The old sword known among men as the relic of Eanmund (son of Ohthere), whom, when a lawless exile, Weohstan had slain in fair fight with weapon’s edge; and from his kindred (magum) had carried off the brown mottled helmet, ringed byrnie, and old mysterious sword; which Onela yielded up to him, his nephew’s war-harness, accoutrement complete. Not a word spake he (Onela) about the feud, although he (Weohstan) had killed his brother’s son. He (Weohstan) retained the spoils for many a year, bill and byrnie, until when his own boy (Wiglaf) was able to claim Eorlscip rank, like his father before him, then gave he to him, before the Geats, armour untold of every sort, after which he gave up life, ripe for the parting journey.

Thus the restrained desire of avengement incidentally is made to find satisfaction at last as regards both the outlawed sons of Ohthere.

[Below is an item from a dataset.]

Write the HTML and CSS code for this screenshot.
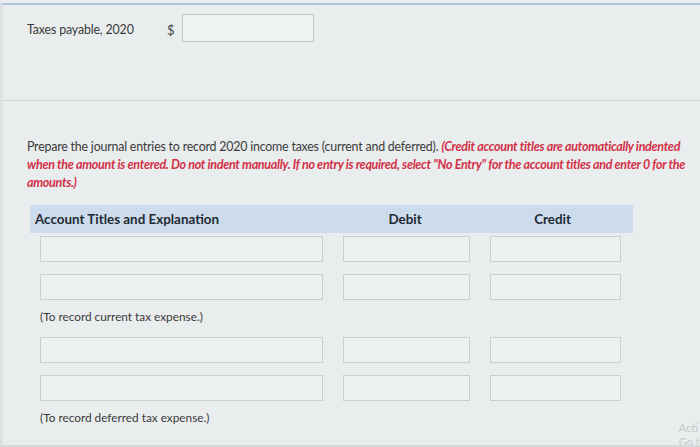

After these events the elder branch of the Scyldings passes out of the poet’s interest. The only remaining heroes of the tale are the two Wægmundings—Beowulf and Wiglaf.

A long interval had elapsed between Beowulf’s accession to the chieftainship of his maternal kindred and the final feat of daring which cost him his life. And it was Wiglaf, his nearest paternal kinsman, who in the last tragedy came to his aid bearing the sword of the outlawed Eanmund. Beowulf’s dying words to Wiglaf were: ‘Thou art the last left of our kindred (cynnes) the Wægmundings. Fate has swept into eternity all my kinsmen (mâgas)—eorls among men! I must after them!’ As he comes to the rescue, Wiglaf remembers the honour done to him by Beowulf, who had already passed on to him the hereditary right of the chieftainship of the Wægmundings (2608).

Beowulf as ‘sister’s son’ becomes chief of his maternal kindred.

Why had he done this? If we might tentatively use the clue given by ancient Greek tribal custom to elucidate a Scandinavian case, we should say that on failure of male succession the ‘sister’s son’ of Hygelac had been called back into his mother’s kindred to become its chieftain, leaving Wiglaf, his next of kin on his father’s side, to sustain the chieftainship of his paternal kindred. The right of the maternal uncle, known to have existed under early Greek law, to claim his ‘sister’s son’ if need arose, to perpetuate the mother’s paternal kindred, suggests a similar explanation in Beowulf’s case. Such a right, found as well in the Laws of Manu, may possibly have been inherent in Scandinavian tribal custom also. Such a suggestion would be at least consistent with the fact of Beowulf’s having been brought up from seven years old in the household of his maternal grandfather, and treated by him as a son. It would be in harmony, too, with what Tacitus describes to have been the relation of the ‘sister’s son’ to the avunculus amongst the German tribes, and the peculiar value of the ‘sister’s son’ as a hostage.[60]

Some indirect confirmation of the probable truth of such a suggestion may perhaps be also drawn from the fact that in Beowulf, when a man’s father is no longer living, the poet sometimes seems to describe him as his maternal uncle’s nephew instead of as his father’s son.

Heardred, the young son of Hygelac and Hygd his queen, after his father’s death is spoken of no longer as Hygelac’s son, but as the nephew of Hereric, ‘nefan Hererices’ (2207). Now his paternal uncles were Herebeald and Hæthcyn, and it becomes an almost necessary inference that Hereric was a maternal uncle. Thus:

Hæreth (1929) father of Hygd | +------------+-----------+ | | (Hereric?) Hygd, m. Hygelac uncle of Heardred (2207) | Heardred nephew of Hereric[61] (2207)

So also in the case of Hygelac himself. He was the son of Hrethel. The poet calls him son of Hrethel (1486), and again Hygelac Hrethling (1924). But after Hrethel’s death he calls him ‘Hygelac of the Geats, nephew of Swerting’ (‘Hygelac Geáta nefa Swertinges’) (1204). Here again it seems likely that Swerting was the maternal uncle, though the poet, as in the other case, does not think it needful to explain that it was so. Otherwise, why the change of epithet?